Transparent and translucent containers, such as beverage containers, are typically inspected prior to being populated with content (e.g., liquid) and made available to consumers. For example, during manufacture of transparent or translucent containers, defects may be introduced into sidewalls of the containers. A defect that may be found in transparent and translucent containers is conventionally categorized as being one of two types; an opaque defect or a transparent defect. Opaque defects are inclusions in sidewalls of containers, wherein such inclusions are not transparent. In other words, opaque defects block light from passing therethrough. Transparent defects are those that do not block light from passing therethrough. Exemplary transparent defects include blisters (air bubbles in sidewalls of containers), wash boards (a series of horizontal waves or folds on sidewalls of containers), and checks (fine and shallow defects).
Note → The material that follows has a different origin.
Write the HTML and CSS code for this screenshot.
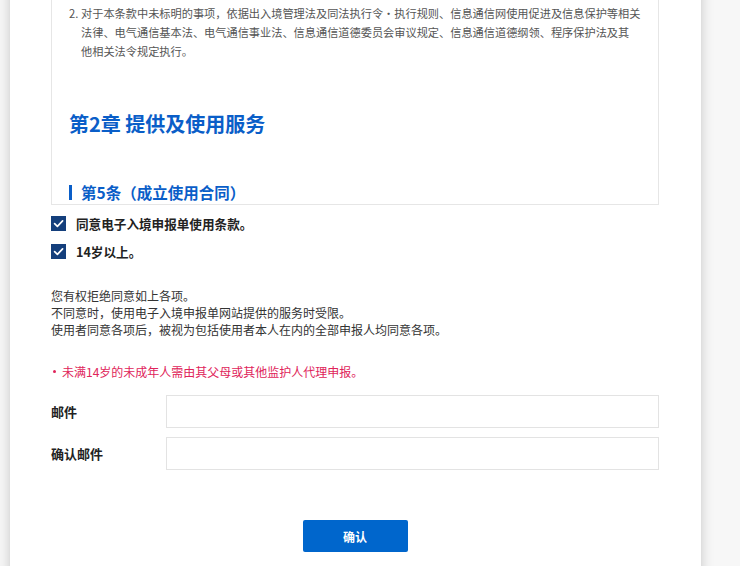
FILE: index.html
```html
<!DOCTYPE html>
<html lang="zh-CN">
<head>
<meta charset="utf-8">
<title>电子入境申报单</title>
<link rel="stylesheet" href="styles.css">
</head>
<body>
<div class="card">
  <div class="terms">
    <div class="item">
      <span class="num">2.</span>
      <span class="item-text">对于本条款中未标明的事项，依据出入境管理法及同法执行令·执行规则、信息通信网使用促进及信息保护等相关<br>法律、电气通信基本法、电气通信事业法、信息通信道德委员会审议规定、信息通信道德纲领、程序保护法及其<br>他相关法令规定执行。</span>
    </div>
    <h2 class="chapter">第2章 提供及使用服务</h2>
    <h3 class="article">第5条（成立使用合同）</h3>
  </div>

  <div class="checks">
    <label class="check-row">
      <span class="box"><svg width="15" height="15" viewBox="0 0 15 15"><path d="M3.6 7.6 L6.4 10.3 L11.6 4.9" fill="none" stroke="#fff" stroke-width="1.7" stroke-linecap="round" stroke-linejoin="round"/></svg></span>
      <span class="check-label">同意电子入境申报单使用条款。</span>
    </label>
    <label class="check-row">
      <span class="box"><svg width="15" height="15" viewBox="0 0 15 15"><path d="M3.6 7.6 L6.4 10.3 L11.6 4.9" fill="none" stroke="#fff" stroke-width="1.7" stroke-linecap="round" stroke-linejoin="round"/></svg></span>
      <span class="check-label">14岁以上。</span>
    </label>
  </div>

  <p class="notice">您有权拒绝同意如上各项。<br>不同意时，使用电子入境申报单网站提供的服务时受限。<br>使用者同意各项后，被视为包括使用者本人在内的全部申报人均同意各项。</p>

  <p class="warn"><span class="dot"></span>未满14岁的未成年人需由其父母或其他监护人代理申报。</p>

  <div class="form">
    <div class="form-row">
      <span class="form-label">邮件</span>
      <input class="field" type="text">
    </div>
    <div class="form-row">
      <span class="form-label">确认邮件</span>
      <input class="field" type="text">
    </div>
  </div>

  <div class="actions">
    <button class="btn" type="button">确认</button>
  </div>
</div>
</body>
</html>
```

FILE: styles.css
```css
html, body {
  margin: 0;
  padding: 0;
}
body {
  background: #f7f7f7;
  font-family: "Noto Sans CJK SC", "Noto Sans", sans-serif;
  color: #222;
  overflow: hidden;
}
.card {
  margin: -21px 0 0 10px;
  width: 691px;
  box-sizing: border-box;
  padding: 0 42px 60px 41px;
  background: #fff;
  box-shadow: 0 0 12px rgba(0, 0, 0, 0.2);
}
.terms {
  box-sizing: border-box;
  height: 226px;
  overflow: hidden;
  border: 1px solid #e6e6e6;
  padding: 24px 17px 0 17px;
}
.item {
  display: flex;
  font-size: 11.2px;
  line-height: 19px;
  color: #555;
}
.num {
  width: 12px;
  flex: none;
}
.item-text {
  white-space: nowrap;
}
.chapter {
  margin: 49px 0 0 0;
  font-size: 20px;
  line-height: 28px;
  font-weight: 700;
  color: #0a5ec8;
}
.article {
  margin: 43px 0 0 0;
  font-size: 15.5px;
  line-height: 22px;
  font-weight: 700;
  color: #0a5ec8;
  display: flex;
  align-items: center;
}
.article::before {
  content: "";
  width: 3px;
  height: 15px;
  background: #0a5ec8;
  margin-right: 9px;
  flex: none;
}
.checks {
  margin-top: 4px;
}
.check-row {
  display: flex;
  align-items: center;
  height: 28px;
  gap: 10px;
}
.box {
  width: 15px;
  height: 15px;
  background: #143f7c;
  display: flex;
}
.check-label {
  font-size: 12.6px;
  font-weight: 700;
  color: #222;
}
.notice {
  margin: 22px 0 0 0;
  font-size: 12px;
  line-height: 17px;
  color: #333;
}
.warn {
  margin: 25px 0 0 0;
  font-size: 12px;
  line-height: 17px;
  height: 17px;
  color: #e0245a;
  display: flex;
  align-items: center;
}
.dot {
  width: 3px;
  height: 3px;
  border-radius: 50%;
  background: #e0245a;
  margin: 0 6px 0 2px;
  flex: none;
}
.form {
  margin-top: 15px;
  display: flex;
  flex-direction: column;
  gap: 9px;
}
.form-row {
  display: flex;
  align-items: center;
}
.form-label {
  width: 115px;
  flex: none;
  font-size: 13px;
  line-height: 17px;
  font-weight: 700;
  color: #222;
  margin-top: -1px;
}
.field {
  flex: 1;
  height: 33px;
  box-sizing: border-box;
  border: 1px solid #e3e3e3;
  margin: 0;
  padding: 0 10px;
  background: #fff;
  outline: none;
}
.actions {
  margin-top: 50px;
  display: flex;
  justify-content: center;
}
.btn {
  width: 105px;
  height: 32px;
  border: none;
  border-radius: 2px;
  background: #0066cc;
  color: #fff;
  font-family: "Noto Sans CJK SC", "Noto Sans", sans-serif;
  font-size: 12px;
  font-weight: 700;
  cursor: pointer;
}
```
Conventionally, inspection of sidewalls of transparent and translucent containers has been performed in two stages: a first stage to detect opaque defects; and a second stage to detect transparent defects. In both stages, monochromatic LED illumination and monochrome cameras are employed in connection with detecting the transparent defects. In the first inspection stage, a backlight monochromatically directs light uniformly through the sidewall of the container, and a monochrome camera captures an image of the sidewall of the container while the light passes through the sidewall. A computing system can identify an opaque defect in the sidewall of the container based upon the image, as the defect will be depicted in the image as a dark region therein. In the second inspection stage, a backlight monochromatically directs light through the sidewall of the container in a pattern (such as a series of horizontal or vertical stripes of light). In other words, the backlight monochromatically directs light non-uniformly through the sidewall of the container, and a camera captures an image of the sidewall of the container while the backlight emits light non-uniformly. A computing system can identify a transparent defect in the sidewall of the container based upon the image, as the sidewall of the container is formed of refractive material, thereby causing the transparent defect in the sidewall of the container to be distinguishable from non-defective regions in the sidewall. It can be ascertained, however, that in the second inspection stage opaque defects may not be readily identifiable, as the image captured in the second stage includes dark regions (e.g., corresponding to dark stripes in a striped pattern).
Requiring two separate inspection stages to detect the two types of defects introduces complexities into a container inspection system. For example, in some conventional container inspection systems, separate sets of cameras are employed—one set of cameras for each inspection stage. In another exemplary conventional approach, a backlight of a container inspection system must be controlled such that it strobes between uniform lighting and non-uniform (striped) lighting. In such an inspection system, a camera captures two separate images in a short amount of time: a first image that is used to detect opaque defects; and a second image that is used to detect transparent defects.